= Goal =
Keep only the lines where "screenshot" appears.
━━━ Data shown
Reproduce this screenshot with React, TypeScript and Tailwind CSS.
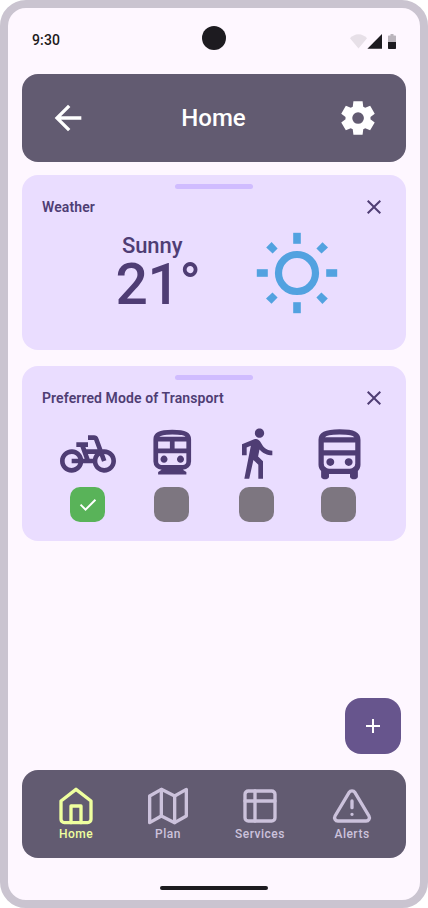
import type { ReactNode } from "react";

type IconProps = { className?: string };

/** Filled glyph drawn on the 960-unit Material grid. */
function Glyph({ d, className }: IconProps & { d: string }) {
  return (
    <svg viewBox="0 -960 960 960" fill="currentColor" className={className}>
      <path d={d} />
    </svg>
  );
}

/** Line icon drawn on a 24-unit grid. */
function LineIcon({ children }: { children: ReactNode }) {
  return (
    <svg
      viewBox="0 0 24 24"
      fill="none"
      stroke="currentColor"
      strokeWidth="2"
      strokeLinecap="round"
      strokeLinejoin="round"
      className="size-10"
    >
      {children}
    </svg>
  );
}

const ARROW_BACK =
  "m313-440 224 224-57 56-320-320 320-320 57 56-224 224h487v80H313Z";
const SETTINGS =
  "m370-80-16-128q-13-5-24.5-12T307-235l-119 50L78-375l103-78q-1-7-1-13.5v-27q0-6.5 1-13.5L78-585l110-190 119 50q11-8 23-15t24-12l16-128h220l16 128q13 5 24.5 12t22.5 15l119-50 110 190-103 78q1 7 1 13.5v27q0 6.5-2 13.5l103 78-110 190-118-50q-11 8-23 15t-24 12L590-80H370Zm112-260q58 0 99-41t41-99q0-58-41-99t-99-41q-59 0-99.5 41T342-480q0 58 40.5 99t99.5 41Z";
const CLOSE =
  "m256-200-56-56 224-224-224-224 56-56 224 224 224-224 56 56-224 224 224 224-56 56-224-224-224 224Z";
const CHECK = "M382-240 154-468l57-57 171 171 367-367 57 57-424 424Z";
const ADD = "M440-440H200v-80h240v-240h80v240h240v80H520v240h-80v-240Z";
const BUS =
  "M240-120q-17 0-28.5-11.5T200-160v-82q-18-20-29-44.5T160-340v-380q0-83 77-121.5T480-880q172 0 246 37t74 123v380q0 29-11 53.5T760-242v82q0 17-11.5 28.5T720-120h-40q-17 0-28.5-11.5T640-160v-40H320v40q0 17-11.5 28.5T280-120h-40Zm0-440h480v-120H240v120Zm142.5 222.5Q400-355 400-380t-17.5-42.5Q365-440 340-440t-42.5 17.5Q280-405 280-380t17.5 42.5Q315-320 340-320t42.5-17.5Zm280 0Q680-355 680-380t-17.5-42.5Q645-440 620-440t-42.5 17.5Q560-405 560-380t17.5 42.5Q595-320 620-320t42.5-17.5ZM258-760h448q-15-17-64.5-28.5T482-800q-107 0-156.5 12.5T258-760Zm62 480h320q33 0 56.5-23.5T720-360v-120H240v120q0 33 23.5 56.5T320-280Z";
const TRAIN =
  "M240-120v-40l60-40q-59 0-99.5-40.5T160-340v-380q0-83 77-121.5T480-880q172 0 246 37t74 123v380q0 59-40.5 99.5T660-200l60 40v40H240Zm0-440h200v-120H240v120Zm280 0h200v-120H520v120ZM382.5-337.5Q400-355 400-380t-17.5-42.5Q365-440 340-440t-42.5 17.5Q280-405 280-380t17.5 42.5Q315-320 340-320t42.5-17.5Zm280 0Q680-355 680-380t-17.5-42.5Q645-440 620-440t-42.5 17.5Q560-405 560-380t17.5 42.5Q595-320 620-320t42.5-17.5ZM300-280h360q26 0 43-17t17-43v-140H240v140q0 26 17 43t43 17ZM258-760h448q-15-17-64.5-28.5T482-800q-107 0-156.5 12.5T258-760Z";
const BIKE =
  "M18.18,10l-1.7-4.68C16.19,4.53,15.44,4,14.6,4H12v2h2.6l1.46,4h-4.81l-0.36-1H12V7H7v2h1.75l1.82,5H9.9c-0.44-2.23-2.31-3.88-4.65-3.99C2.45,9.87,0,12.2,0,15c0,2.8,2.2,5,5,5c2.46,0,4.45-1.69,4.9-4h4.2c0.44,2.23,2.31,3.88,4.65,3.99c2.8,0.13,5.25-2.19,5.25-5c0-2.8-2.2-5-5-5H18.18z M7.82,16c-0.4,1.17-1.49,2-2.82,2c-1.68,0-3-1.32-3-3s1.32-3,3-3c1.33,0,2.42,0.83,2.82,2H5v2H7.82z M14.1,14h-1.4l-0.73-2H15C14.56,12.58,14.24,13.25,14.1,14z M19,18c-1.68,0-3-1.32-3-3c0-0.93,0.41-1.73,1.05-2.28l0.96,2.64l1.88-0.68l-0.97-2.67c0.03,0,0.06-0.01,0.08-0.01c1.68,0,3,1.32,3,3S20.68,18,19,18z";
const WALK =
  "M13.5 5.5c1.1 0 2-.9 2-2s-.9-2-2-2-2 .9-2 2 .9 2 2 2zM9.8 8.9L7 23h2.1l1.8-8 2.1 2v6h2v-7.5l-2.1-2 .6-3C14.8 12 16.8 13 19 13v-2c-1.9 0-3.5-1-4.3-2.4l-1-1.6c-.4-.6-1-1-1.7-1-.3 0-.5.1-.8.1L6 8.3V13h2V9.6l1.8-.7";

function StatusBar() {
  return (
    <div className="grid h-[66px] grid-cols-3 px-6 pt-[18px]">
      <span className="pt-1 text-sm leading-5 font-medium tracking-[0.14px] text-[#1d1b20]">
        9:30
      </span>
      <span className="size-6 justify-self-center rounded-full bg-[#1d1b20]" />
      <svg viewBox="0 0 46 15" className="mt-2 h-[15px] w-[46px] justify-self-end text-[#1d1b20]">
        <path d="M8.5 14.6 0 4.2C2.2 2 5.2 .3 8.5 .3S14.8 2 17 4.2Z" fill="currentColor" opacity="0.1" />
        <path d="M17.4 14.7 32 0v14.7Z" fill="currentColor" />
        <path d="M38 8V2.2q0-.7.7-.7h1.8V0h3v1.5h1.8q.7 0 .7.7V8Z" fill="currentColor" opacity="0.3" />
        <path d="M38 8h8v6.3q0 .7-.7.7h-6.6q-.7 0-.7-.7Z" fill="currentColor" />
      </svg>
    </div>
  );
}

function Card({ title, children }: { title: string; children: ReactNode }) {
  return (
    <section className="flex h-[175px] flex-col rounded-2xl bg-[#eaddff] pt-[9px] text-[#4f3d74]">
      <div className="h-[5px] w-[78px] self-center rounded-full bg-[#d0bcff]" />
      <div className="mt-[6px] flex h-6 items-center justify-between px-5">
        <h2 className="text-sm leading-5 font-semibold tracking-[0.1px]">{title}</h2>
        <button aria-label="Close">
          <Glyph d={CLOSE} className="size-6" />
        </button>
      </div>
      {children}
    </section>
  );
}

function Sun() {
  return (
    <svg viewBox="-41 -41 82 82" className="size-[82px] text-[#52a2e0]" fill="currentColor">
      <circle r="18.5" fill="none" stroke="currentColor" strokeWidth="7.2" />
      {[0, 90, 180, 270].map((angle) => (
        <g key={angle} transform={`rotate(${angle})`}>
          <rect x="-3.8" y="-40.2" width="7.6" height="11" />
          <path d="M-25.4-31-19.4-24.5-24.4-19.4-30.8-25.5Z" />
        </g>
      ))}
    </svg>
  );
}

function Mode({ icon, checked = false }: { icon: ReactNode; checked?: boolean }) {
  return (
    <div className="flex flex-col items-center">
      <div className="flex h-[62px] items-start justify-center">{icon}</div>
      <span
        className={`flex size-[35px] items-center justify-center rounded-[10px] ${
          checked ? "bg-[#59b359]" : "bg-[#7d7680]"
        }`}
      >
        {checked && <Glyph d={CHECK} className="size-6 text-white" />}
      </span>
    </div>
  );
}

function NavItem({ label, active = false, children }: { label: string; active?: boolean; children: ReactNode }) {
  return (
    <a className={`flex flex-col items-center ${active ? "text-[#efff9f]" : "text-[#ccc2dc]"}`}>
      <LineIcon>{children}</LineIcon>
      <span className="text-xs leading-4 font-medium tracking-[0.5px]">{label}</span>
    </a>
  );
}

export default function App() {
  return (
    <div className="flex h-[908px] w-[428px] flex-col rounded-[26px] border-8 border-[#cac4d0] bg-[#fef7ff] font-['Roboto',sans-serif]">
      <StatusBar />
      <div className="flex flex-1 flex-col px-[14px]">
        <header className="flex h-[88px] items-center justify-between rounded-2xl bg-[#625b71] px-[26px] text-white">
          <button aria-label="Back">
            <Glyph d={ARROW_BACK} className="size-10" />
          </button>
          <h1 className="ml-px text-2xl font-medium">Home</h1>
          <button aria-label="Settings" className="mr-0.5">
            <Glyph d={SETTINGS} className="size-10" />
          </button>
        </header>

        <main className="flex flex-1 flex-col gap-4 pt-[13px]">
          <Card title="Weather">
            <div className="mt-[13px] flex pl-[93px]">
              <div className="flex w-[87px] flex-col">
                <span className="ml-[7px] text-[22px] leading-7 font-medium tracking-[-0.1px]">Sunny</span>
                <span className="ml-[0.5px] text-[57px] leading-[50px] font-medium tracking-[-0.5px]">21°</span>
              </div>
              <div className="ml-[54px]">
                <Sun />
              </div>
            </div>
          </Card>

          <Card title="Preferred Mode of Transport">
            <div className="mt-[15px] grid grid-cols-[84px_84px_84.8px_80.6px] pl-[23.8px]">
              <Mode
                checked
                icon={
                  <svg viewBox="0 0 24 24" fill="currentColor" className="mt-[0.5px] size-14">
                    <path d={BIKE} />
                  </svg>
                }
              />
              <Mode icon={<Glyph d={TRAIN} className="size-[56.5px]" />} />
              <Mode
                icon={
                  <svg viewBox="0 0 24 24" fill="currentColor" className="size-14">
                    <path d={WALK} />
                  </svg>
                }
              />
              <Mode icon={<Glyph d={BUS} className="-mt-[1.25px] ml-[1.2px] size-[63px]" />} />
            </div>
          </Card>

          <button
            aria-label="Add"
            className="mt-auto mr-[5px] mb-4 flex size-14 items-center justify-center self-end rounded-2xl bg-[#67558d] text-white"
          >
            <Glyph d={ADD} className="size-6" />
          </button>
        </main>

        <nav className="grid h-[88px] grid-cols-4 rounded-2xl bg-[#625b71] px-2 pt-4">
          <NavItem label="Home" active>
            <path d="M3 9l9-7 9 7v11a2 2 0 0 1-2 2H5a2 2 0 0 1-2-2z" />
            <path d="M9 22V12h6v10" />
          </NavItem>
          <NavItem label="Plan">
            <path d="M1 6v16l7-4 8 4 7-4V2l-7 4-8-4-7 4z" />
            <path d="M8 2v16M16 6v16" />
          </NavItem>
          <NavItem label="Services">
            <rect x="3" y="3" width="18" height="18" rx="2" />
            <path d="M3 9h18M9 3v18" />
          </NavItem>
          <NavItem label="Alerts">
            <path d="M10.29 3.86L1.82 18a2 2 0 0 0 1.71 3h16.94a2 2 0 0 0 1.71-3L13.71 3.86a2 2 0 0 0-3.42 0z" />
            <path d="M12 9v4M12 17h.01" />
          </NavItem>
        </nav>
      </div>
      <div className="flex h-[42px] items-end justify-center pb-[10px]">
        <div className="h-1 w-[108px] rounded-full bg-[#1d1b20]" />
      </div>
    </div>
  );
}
━━━━━━
━━━ Data shown
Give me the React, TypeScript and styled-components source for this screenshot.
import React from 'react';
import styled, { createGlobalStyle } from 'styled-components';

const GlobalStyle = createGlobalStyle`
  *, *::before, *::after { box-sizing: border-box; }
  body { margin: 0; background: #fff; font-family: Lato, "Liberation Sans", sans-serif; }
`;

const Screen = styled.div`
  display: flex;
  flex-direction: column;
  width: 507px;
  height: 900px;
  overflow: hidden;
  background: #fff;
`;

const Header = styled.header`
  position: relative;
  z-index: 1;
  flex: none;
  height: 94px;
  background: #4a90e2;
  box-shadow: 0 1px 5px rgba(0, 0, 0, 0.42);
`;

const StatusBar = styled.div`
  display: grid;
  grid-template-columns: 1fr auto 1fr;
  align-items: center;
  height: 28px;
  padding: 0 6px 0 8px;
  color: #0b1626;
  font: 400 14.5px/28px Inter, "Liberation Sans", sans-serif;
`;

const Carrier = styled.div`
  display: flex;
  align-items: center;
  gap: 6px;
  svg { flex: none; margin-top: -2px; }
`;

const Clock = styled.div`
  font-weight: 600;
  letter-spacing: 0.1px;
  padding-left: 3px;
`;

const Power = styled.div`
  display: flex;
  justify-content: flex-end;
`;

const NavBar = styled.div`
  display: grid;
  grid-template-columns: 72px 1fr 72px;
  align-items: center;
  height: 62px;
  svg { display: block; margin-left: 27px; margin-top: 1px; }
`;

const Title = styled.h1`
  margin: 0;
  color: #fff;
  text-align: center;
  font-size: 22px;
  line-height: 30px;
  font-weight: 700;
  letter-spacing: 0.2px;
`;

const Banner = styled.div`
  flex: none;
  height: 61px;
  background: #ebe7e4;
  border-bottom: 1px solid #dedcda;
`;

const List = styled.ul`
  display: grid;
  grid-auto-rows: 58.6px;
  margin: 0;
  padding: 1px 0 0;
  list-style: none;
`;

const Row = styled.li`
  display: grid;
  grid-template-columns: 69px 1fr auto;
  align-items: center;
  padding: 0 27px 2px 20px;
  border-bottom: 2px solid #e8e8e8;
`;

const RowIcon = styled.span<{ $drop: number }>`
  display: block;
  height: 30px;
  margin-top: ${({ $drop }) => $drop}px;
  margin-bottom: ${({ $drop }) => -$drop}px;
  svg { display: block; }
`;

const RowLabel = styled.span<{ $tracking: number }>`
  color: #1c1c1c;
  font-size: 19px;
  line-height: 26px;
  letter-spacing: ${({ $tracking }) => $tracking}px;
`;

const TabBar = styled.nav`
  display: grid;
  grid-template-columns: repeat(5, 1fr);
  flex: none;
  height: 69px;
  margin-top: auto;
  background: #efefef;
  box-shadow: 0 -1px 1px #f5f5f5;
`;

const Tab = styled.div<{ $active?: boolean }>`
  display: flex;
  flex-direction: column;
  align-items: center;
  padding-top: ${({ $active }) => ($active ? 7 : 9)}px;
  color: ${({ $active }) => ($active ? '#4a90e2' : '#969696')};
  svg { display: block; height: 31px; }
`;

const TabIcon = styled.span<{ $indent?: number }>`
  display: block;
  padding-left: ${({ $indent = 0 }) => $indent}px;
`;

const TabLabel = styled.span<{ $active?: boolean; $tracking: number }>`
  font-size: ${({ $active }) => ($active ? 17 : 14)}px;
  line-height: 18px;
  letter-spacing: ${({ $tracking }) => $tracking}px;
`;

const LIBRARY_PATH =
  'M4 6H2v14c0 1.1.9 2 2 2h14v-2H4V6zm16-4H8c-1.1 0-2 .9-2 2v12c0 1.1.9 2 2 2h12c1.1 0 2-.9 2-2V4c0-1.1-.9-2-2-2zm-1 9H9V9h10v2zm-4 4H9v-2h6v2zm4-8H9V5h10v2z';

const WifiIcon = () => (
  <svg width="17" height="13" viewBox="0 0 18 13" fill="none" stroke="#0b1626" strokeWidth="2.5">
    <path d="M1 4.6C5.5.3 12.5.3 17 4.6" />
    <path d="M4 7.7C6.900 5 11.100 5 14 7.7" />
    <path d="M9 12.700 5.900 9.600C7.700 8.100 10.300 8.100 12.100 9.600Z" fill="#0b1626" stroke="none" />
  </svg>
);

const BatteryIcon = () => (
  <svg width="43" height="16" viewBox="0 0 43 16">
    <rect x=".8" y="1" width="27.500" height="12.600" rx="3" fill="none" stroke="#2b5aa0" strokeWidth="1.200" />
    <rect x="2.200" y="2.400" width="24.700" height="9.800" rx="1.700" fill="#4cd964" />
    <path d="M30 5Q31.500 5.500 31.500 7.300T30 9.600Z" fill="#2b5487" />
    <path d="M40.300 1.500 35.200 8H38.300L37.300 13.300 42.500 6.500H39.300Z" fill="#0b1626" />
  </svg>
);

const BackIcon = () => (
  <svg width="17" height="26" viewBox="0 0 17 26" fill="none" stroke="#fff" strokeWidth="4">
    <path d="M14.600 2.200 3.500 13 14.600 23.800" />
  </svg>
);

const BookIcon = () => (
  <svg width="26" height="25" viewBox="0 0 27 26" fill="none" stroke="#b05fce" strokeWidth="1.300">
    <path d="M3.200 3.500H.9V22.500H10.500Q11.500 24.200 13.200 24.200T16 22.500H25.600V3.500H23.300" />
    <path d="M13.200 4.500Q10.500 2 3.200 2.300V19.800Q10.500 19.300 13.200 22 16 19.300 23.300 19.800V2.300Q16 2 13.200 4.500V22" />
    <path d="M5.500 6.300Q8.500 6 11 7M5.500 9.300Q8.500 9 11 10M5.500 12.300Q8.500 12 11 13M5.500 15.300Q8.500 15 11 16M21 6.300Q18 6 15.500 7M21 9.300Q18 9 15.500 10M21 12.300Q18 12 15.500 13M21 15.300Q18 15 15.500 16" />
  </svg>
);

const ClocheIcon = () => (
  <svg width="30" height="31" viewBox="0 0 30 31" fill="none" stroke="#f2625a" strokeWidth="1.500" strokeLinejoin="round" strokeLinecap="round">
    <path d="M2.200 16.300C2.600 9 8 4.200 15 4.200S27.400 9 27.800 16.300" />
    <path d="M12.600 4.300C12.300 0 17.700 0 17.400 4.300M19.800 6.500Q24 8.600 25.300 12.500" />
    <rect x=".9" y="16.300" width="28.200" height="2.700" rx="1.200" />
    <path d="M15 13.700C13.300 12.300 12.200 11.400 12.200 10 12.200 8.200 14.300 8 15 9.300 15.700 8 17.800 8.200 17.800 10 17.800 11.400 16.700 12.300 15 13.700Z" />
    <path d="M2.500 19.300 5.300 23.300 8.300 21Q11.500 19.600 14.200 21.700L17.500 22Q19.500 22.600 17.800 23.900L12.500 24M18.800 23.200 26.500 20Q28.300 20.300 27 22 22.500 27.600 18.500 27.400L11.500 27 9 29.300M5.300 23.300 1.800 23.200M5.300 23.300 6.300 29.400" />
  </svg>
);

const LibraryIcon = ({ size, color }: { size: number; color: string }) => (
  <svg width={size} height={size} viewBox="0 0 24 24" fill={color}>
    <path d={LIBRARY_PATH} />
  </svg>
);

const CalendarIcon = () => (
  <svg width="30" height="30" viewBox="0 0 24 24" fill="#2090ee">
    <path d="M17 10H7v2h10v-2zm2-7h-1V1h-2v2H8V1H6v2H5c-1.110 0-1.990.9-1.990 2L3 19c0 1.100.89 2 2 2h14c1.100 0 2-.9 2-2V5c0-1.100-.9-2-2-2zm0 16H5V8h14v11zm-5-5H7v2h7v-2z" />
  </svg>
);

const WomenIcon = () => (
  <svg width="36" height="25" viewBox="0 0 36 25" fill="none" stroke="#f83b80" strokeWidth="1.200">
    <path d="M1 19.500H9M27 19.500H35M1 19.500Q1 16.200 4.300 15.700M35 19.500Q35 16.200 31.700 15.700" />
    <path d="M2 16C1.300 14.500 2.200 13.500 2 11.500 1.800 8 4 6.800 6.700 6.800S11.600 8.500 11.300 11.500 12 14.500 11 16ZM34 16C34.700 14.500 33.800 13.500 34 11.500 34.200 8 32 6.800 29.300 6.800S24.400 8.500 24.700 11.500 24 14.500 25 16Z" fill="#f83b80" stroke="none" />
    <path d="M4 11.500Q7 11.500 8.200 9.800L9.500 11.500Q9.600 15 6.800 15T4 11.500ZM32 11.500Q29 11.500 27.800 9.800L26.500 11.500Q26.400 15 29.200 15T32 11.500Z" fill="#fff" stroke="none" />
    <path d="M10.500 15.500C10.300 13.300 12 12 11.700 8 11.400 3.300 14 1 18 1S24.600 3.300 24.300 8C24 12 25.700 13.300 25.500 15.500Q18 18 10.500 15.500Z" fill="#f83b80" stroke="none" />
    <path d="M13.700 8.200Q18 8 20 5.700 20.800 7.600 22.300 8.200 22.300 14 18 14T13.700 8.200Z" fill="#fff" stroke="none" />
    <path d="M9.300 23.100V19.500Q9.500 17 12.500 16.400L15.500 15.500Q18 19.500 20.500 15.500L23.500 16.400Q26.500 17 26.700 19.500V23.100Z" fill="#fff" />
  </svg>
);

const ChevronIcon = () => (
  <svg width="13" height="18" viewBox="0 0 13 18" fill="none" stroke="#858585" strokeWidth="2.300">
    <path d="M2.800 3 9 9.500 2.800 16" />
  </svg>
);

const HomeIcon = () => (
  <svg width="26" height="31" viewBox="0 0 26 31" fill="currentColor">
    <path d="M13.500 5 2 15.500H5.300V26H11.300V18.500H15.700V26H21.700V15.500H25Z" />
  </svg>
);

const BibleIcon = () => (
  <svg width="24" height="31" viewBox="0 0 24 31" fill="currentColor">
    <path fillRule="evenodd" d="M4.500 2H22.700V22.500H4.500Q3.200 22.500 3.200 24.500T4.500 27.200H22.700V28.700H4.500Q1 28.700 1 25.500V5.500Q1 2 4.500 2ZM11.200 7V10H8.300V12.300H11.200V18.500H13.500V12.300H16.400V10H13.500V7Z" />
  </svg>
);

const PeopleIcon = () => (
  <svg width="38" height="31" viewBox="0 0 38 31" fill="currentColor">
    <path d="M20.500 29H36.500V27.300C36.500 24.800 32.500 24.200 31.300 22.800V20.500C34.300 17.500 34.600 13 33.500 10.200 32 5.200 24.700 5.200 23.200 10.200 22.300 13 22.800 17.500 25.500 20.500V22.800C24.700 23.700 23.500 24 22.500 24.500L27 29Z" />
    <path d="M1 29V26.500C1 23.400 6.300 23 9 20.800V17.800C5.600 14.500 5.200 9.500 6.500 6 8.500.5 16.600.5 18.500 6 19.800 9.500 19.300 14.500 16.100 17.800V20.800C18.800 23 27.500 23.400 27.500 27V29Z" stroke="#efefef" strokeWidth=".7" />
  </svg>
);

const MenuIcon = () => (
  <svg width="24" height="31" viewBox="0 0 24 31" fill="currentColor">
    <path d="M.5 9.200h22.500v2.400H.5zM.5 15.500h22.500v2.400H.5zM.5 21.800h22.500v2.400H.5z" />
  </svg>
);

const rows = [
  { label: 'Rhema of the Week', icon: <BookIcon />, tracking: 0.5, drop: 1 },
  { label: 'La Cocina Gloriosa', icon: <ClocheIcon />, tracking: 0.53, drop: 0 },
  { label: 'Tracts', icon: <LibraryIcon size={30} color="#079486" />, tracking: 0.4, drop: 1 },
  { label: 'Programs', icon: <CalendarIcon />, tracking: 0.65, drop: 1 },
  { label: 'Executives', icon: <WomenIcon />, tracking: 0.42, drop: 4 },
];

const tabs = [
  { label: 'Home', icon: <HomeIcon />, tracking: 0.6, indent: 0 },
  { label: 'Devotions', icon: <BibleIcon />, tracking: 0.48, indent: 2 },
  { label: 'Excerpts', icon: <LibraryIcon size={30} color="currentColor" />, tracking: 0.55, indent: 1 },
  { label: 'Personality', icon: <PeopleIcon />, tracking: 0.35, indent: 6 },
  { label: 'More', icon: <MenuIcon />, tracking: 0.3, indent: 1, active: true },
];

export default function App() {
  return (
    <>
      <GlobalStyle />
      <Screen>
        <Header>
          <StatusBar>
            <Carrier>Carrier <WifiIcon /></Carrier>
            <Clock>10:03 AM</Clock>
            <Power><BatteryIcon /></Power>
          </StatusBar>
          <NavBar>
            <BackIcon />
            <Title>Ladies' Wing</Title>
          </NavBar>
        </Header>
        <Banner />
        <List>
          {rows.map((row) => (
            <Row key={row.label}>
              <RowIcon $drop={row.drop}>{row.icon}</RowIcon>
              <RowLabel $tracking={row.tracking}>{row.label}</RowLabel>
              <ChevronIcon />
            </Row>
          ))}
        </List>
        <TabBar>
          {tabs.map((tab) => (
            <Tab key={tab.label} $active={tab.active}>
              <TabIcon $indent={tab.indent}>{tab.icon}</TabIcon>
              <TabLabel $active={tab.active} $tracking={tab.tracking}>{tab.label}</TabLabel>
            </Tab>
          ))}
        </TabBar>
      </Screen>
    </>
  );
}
━━━━━━
= Correct output =
Reproduce this screenshot with React, TypeScript and Tailwind CSS.
Give me the React, TypeScript and styled-components source for this screenshot.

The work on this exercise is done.